Shinjini Ghosh


pdf bib
Alignment via Mutual Information
Shinjini Ghosh | Yoon Kim | Ramon Fernandez Astudillo | Tahira Naseem | Jacob Andreas
Proceedings of the 27th Conference on Computational Natural Language Learning (CoNLL)

Many language learning tasks require learners to infer correspondences between data in two modalities. Often, these alignments are many-to-many and context-sensitive. For example, translating into morphologically rich languages requires learning not just how words, but morphemes, should be translated; words and morphemes may have different meanings (or groundings) depending on the context in which they are used.
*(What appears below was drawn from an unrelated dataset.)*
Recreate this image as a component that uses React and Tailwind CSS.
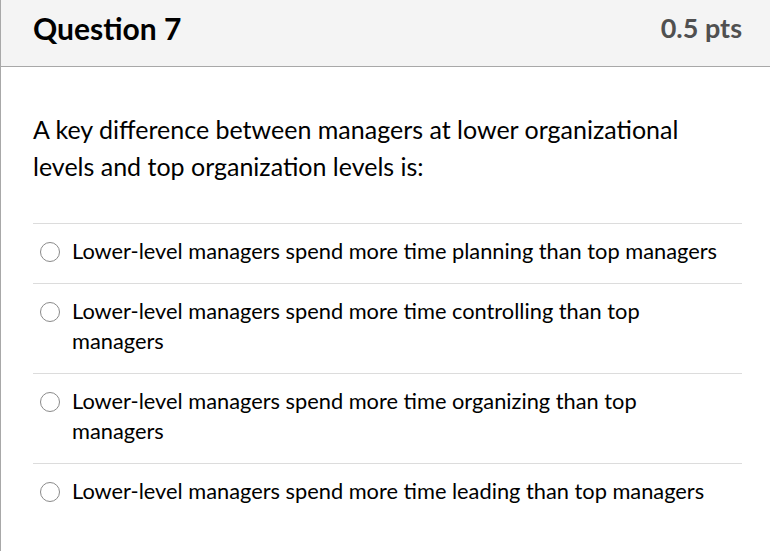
import React from "react";

const options = [
  "Lower-level managers spend more time planning than top managers",
  "Lower-level managers spend more time controlling than top managers",
  "Lower-level managers spend more time organizing than top managers",
  "Lower-level managers spend more time leading than top managers",
];

export default function App() {
  return (
    <div
      className="w-[770px] h-[551px] bg-white border-l border-[#a8a8a8] overflow-hidden text-[#2d3b45]"
      style={{ fontFamily: "Lato, 'Noto Sans', sans-serif" }}
    >
      <div className="h-[67px] bg-[#f4f4f4] border-b border-[#a8a8a8] flex items-start justify-between pt-[13px] pl-[32px] pr-[28px]">
        <div className="text-[30px] font-bold text-black leading-[30px]">Question 7</div>
        <div className="text-[27px] font-bold text-[#505050] leading-[30px]">0.5 pts</div>
      </div>
      <div className="pl-[32px] pr-[28px]">
        <div className="pt-[44px] pb-[38px] text-[25px] leading-[37px] text-black">
          A key difference between managers at lower organizational
          <br />
          levels and top organization levels is:
        </div>
        <div>
          {options.map((o, i) => (
            <div key={i} className="border-t border-[#dcdcdc] flex items-start pt-[12px] pb-[17px] pl-[7px] pr-[16px]">
              <span className="mt-[6px] w-[20px] h-[20px] rounded-full border border-[#8a8a8a] bg-white shrink-0" />
              <span className="ml-[12px] text-[21.8px] leading-[30px] text-black">{o}</span>
            </div>
          ))}
        </div>
      </div>
    </div>
  );
}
We describe an information-theoretic approach to context-sensitive, many-to-many alignment. Our approach first trains a masked sequence model to place distributions over missing spans in (source, target) sequences. Next, it uses this model to compute pointwise mutual information between source and target spans conditional on context. Finally, it aligns spans with high mutual information. We apply this approach to two learning problems: character-based word translation (using alignments for joint morphological segmentation and lexicon learning) and visually grounded reference resolution (using alignments to jointly localize referents and learn word meanings). In both cases, our proposed approach outperforms both structured and neural baselines, showing that conditional mutual information offers an effective framework for formalizing alignment problems in general domains.